Among the lines below, list those containing the string "this".
━━━━
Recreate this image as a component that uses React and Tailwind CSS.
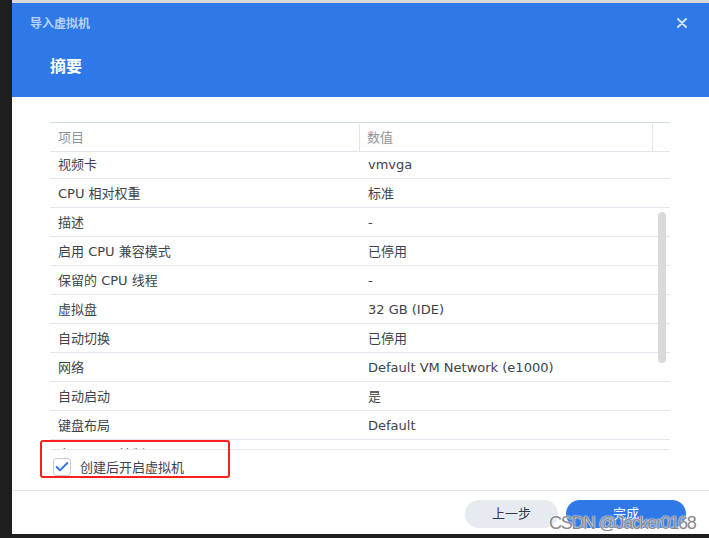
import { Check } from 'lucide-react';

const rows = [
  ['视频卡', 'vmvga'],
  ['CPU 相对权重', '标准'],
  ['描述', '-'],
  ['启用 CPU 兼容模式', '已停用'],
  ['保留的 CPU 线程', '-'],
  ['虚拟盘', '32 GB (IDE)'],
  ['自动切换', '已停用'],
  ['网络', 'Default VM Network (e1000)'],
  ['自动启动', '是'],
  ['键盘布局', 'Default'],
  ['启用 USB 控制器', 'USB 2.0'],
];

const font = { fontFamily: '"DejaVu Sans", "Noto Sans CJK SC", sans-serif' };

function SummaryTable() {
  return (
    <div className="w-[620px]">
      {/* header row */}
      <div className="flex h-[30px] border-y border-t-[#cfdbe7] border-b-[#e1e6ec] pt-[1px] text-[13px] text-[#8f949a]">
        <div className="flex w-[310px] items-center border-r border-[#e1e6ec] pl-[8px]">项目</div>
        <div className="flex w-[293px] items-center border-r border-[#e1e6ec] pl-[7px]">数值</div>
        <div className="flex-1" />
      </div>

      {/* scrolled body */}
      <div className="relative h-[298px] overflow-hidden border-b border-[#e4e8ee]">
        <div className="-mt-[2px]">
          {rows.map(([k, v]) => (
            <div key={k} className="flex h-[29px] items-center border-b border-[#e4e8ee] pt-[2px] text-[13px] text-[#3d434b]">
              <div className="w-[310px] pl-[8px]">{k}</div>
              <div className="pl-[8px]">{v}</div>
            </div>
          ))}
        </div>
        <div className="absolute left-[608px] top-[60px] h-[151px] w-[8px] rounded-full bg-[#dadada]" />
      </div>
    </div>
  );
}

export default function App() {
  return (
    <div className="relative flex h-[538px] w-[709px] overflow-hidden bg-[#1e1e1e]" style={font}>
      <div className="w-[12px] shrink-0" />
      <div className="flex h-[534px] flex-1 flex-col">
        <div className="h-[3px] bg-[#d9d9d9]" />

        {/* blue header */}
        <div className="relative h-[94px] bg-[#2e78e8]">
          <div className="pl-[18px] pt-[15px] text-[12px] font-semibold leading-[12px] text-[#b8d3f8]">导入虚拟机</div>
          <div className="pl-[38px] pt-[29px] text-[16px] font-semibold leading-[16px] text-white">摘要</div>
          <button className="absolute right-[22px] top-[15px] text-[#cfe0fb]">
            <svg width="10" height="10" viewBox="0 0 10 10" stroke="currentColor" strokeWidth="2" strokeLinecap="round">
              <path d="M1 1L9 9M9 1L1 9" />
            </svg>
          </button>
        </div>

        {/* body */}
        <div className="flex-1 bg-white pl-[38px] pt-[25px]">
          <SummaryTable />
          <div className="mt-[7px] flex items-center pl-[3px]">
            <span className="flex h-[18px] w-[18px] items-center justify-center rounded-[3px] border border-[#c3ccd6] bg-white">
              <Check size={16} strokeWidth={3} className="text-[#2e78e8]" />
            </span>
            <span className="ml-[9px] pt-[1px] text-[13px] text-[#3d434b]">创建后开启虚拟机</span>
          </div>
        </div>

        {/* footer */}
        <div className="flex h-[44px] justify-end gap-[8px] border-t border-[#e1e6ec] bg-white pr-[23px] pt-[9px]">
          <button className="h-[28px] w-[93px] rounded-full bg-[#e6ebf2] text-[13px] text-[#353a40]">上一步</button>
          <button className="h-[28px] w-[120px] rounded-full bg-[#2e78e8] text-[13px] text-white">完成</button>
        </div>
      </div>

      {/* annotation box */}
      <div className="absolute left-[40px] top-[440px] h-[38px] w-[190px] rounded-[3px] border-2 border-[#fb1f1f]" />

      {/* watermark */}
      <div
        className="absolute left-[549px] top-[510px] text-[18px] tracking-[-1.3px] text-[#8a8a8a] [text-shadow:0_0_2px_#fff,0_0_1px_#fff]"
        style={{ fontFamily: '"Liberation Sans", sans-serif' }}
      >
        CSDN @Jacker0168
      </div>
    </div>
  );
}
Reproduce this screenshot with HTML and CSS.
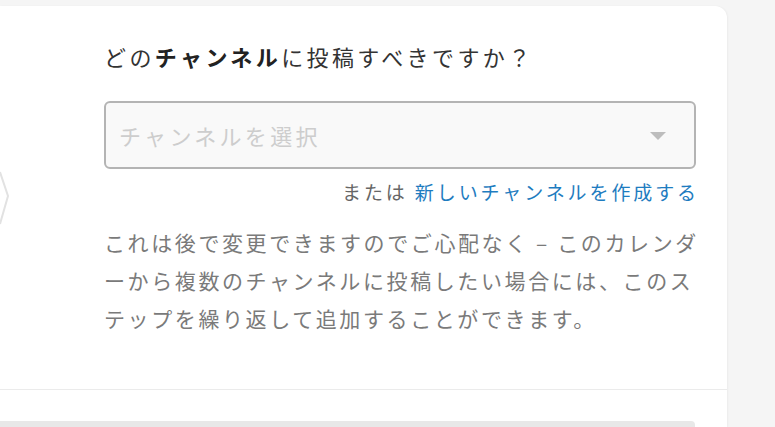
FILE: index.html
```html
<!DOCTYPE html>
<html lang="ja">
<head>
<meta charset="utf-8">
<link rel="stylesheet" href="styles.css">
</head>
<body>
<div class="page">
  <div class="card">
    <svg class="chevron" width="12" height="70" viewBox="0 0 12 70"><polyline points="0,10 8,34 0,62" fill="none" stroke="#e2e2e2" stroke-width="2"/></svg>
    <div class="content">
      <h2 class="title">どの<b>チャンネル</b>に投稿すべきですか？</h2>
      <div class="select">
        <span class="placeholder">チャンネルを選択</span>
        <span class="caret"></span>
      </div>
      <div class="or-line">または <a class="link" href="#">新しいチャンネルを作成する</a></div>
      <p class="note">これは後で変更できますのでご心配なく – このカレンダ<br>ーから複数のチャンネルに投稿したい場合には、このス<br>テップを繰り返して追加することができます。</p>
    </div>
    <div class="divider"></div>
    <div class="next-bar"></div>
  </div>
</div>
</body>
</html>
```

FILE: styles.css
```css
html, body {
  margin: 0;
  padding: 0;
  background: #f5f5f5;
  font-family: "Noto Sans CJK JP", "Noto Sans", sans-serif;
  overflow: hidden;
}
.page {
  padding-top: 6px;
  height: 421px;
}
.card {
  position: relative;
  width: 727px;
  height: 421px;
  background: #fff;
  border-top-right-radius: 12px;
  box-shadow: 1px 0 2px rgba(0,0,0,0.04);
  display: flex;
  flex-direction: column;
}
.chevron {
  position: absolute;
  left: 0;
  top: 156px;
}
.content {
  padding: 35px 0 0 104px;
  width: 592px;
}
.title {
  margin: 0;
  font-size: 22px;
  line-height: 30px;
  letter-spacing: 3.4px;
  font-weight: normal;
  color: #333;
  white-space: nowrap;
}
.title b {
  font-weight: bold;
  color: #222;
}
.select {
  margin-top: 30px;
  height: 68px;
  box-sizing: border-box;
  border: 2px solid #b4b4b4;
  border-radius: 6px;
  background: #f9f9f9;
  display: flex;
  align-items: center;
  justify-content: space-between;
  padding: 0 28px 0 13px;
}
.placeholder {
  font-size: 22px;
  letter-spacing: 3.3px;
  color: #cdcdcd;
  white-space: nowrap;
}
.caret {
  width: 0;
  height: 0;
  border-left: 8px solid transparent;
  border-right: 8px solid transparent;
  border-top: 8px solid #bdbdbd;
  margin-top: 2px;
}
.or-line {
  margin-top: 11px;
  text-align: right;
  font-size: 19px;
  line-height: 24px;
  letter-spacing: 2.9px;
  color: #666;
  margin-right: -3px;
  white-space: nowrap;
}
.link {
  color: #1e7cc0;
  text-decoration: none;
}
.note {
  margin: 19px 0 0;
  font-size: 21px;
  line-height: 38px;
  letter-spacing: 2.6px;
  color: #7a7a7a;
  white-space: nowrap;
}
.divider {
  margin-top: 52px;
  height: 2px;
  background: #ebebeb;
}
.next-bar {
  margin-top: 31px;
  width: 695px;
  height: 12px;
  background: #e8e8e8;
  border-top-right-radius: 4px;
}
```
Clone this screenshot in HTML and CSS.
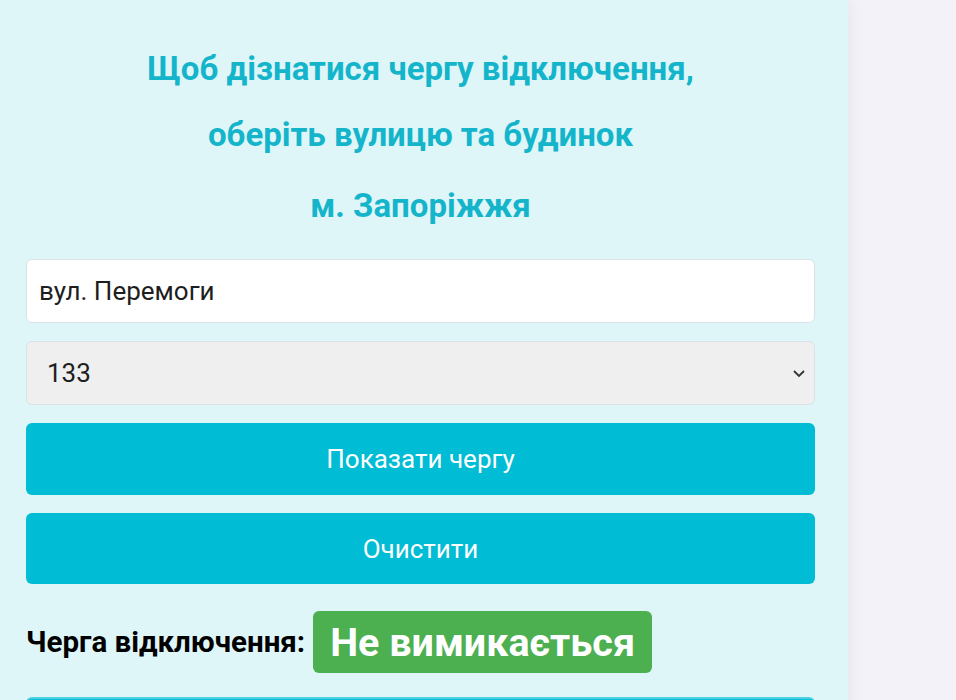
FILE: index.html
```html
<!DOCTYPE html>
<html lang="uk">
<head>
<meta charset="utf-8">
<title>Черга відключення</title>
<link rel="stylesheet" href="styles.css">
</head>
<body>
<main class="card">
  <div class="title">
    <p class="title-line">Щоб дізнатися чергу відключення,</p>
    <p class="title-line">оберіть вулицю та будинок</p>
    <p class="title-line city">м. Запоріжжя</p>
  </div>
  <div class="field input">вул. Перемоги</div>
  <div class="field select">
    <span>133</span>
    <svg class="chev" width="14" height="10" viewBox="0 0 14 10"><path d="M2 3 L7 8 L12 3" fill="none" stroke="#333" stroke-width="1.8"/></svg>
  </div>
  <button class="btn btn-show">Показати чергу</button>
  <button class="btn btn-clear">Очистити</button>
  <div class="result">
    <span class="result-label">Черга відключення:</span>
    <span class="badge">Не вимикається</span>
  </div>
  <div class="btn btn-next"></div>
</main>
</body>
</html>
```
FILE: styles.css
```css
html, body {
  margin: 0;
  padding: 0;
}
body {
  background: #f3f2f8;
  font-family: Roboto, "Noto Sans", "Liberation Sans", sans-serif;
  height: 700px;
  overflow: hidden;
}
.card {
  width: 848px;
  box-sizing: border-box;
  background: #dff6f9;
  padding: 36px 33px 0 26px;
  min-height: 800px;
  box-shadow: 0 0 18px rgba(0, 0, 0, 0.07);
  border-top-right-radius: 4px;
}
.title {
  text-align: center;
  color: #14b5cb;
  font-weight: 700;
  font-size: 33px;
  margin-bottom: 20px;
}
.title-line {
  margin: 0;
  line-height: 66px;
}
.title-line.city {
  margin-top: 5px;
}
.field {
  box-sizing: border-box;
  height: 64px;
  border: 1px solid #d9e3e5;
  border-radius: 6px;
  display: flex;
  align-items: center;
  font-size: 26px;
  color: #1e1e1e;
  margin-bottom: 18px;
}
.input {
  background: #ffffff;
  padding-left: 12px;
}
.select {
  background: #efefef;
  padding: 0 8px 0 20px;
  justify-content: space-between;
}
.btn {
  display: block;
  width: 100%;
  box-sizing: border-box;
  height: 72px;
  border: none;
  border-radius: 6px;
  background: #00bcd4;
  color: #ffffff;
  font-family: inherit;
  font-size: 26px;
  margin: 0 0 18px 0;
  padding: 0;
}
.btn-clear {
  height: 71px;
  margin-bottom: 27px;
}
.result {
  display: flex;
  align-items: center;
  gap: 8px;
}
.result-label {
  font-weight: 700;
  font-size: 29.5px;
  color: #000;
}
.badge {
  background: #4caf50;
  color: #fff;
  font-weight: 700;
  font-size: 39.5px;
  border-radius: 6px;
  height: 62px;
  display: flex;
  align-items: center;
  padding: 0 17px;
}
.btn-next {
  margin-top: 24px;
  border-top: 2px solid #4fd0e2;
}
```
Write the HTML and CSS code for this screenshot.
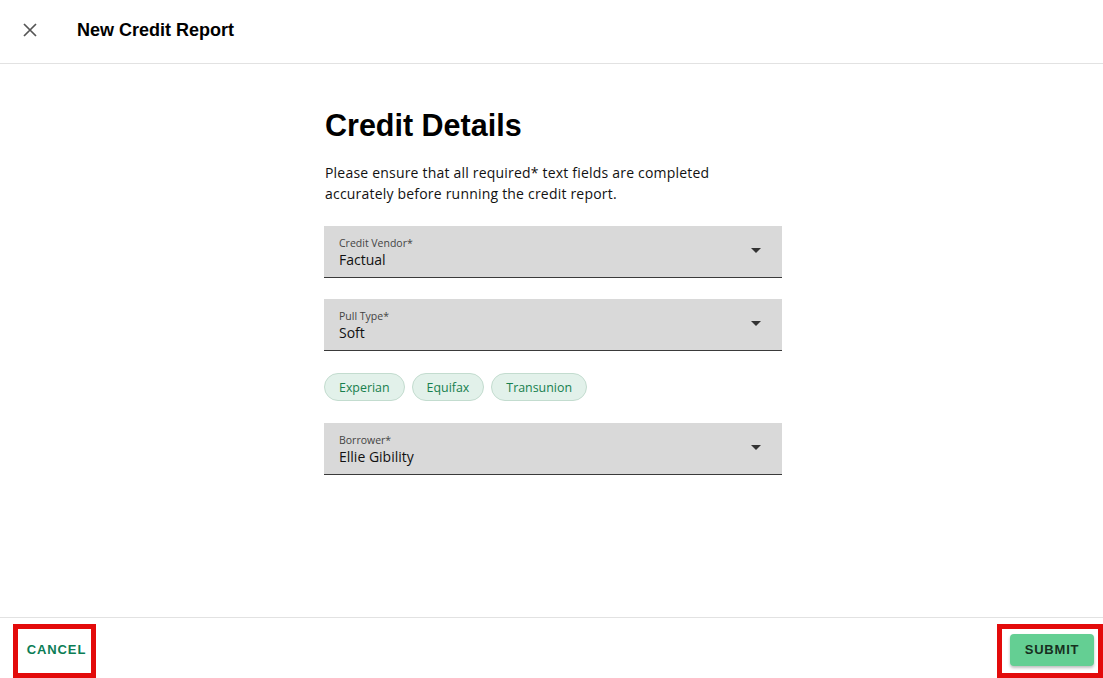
━━━━
(Answer in full)
Recreate this image as a component that uses React and Tailwind CSS.
Reproduce this screenshot with HTML and CSS.
Clone this screenshot in HTML and CSS.
Write the HTML and CSS code for this screenshot.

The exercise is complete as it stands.